PROBLEM REQUIREMENTS:
Which lines contain the word "React"? Return each of them as written.

────────────────────────────────────────

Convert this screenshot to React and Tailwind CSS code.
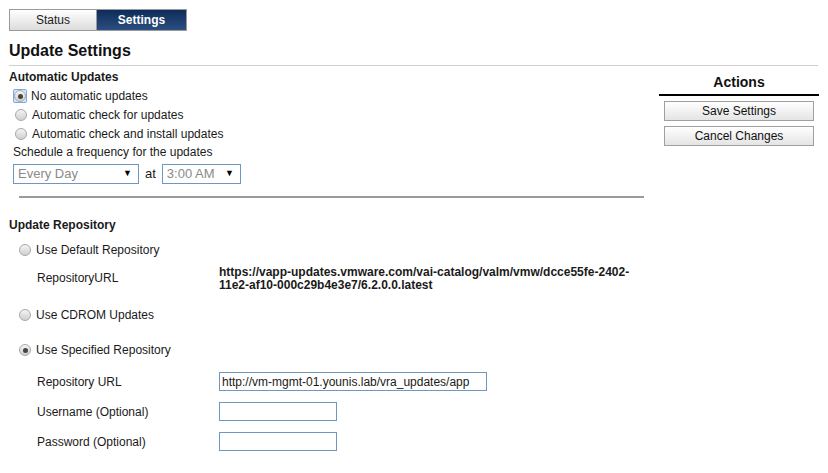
import React from 'react';

const font = { fontFamily: '"Liberation Sans", Arial, sans-serif' };

function Radio({ checked, focused }) {
    return (
        <span
            className={`inline-flex items-center justify-center w-[14px] h-[14px] shrink-0 ${focused ? 'border border-[#7aa7e6] bg-[#dbe8fa] rounded-[2px]' : ''}`}
        >
            <span className="w-[12px] h-[12px] rounded-full border border-[#a8a8a8] bg-gradient-to-b from-[#f4f4f4] to-[#d0d0d0] flex items-center justify-center">
                {checked && <span className="w-[5px] h-[5px] rounded-full bg-[#444]" />}
            </span>
        </span>
    );
}

function Select({ value, width }) {
    return (
        <div className={`${width} h-[20px] border border-[#6f97c4] bg-white flex items-center justify-between pl-[4px] pr-[6px]`}>
            <span className="text-[#8a8a8a] text-[13px]">{value}</span>
            <span className="text-[9px] text-black">▼</span>
        </div>
    );
}

function ActionButton({ children }) {
    return (
        <button className="w-[150px] h-[20px] border border-[#a0a0a0] bg-gradient-to-b from-white to-[#e4e4e4] text-[12px] text-[#111] leading-none">
            {children}
        </button>
    );
}

export default function App() {
    return (
        <div className="w-[828px] h-[473px] bg-white text-[#1a1a1a] text-[12px] overflow-hidden" style={font}>
            {/* Tabs */}
            <div className="pt-[9px] pl-[9px]">
                <div className="flex w-[178px] h-[22px] border border-[#9a9a9a]">
                    <div className="w-[87px] flex items-center justify-center bg-gradient-to-b from-white to-[#dcdcdc] text-[12px] text-[#222] border-r border-[#9a9a9a]">
                        Status
                    </div>
                    <div className="flex-1 flex items-center justify-center bg-gradient-to-b from-[#0e2c5a] to-[#2b4f80] text-white font-bold text-[12px]">
                        Settings
                    </div>
                </div>
            </div>

            {/* Title */}
            <div className="pl-[9px] pr-[10px]">
                <h1 className="text-[16px] font-bold leading-[19px] mt-[10px] text-[#111]">Update Settings</h1>
                <div className="mt-[5px] h-px bg-[#cfcfcf]" />
            </div>

            <div className="flex">
                {/* Left column */}
                <div className="w-[650px] pl-[9px]">
                    <div className="font-bold mt-[4px] leading-[14px]">Automatic Updates</div>
                    <div className="pl-[4px] mt-[5px] flex flex-col gap-[5px]">
                        <label className="flex items-center gap-[4px] h-[14px]">
                            <Radio checked focused />
                            <span>No automatic updates</span>
                        </label>
                        <label className="flex items-center gap-[4px] h-[14px] pl-px">
                            <Radio />
                            <span>Automatic check for updates</span>
                        </label>
                        <label className="flex items-center gap-[4px] h-[14px] pl-px">
                            <Radio />
                            <span>Automatic check and install updates</span>
                        </label>
                    </div>
                    <div className="pl-[4px] mt-[4px] leading-[14px]">Schedule a frequency for the updates</div>
                    <div className="pl-[4px] mt-[5px] flex items-center gap-[6px]">
                        <Select value="Every Day" width="w-[126px]" />
                        <span className="text-[13px]">at</span>
                        <Select value="3:00 AM" width="w-[79px]" />
                    </div>
                    <div className="ml-[10px] mr-[6px] mt-[12px] h-[2px] bg-[#9a9a9a]" />

                    <div className="font-bold mt-[20px] leading-[14px]">Update Repository</div>

                    <div className="pl-[9px] mt-[11px]">
                        <label className="flex items-center gap-[4px] h-[14px]">
                            <Radio />
                            <span>Use Default Repository</span>
                        </label>
                        <div className="flex items-center mt-[9px]">
                            <span className="w-[201px] pl-[19px] -mt-[3px]">RepositoryURL</span>
                            <span className="font-bold w-[420px] leading-[13px]">
                                https://vapp-updates.vmware.com/vai-catalog/valm/vmw/dcce55fe-2402-11e2-af10-000c29b4e3e7/6.2.0.0.latest
                            </span>
                        </div>
                        <label className="flex items-center gap-[4px] h-[14px] mt-[16px]">
                            <Radio />
                            <span>Use CDROM Updates</span>
                        </label>
                        <label className="flex items-center gap-[4px] h-[14px] mt-[21px]">
                            <Radio checked />
                            <span>Use Specified Repository</span>
                        </label>

                        <div className="flex flex-col gap-[11px] mt-[15px]">
                            <div className="flex items-center">
                                <span className="w-[201px] pl-[19px]">Repository URL</span>
                                <div className="w-[268px] h-[19px] border border-[#6f97c4] flex items-center px-[2px] text-[12px]">
                                    http://vm-mgmt-01.younis.lab/vra_updates/app
                                </div>
                            </div>
                            <div className="flex items-center">
                                <span className="w-[201px] pl-[19px]">Username (Optional)</span>
                                <div className="w-[118px] h-[19px] border border-[#6f97c4]" />
                            </div>
                            <div className="flex items-center">
                                <span className="w-[201px] pl-[19px]">Password (Optional)</span>
                                <div className="w-[118px] h-[19px] border border-[#6f97c4]" />
                            </div>
                        </div>
                    </div>
                </div>

                {/* Right column */}
                <div className="ml-[9px] w-[160px]">
                    <div className="text-[14px] font-bold text-center mt-[8px] leading-[16px] text-[#111]">Actions</div>
                    <div className="mt-[4px] h-[2px] bg-black" />
                    <div className="flex flex-col items-center gap-[5px] mt-[5px]">
                        <ActionButton>Save Settings</ActionButton>
                        <ActionButton>Cancel Changes</ActionButton>
                    </div>
                </div>
            </div>
        </div>
    );
}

────────────────────────────────────────

SOLUTION TO THIS TASK:
Convert this screenshot to React and Tailwind CSS code.
import React from 'react';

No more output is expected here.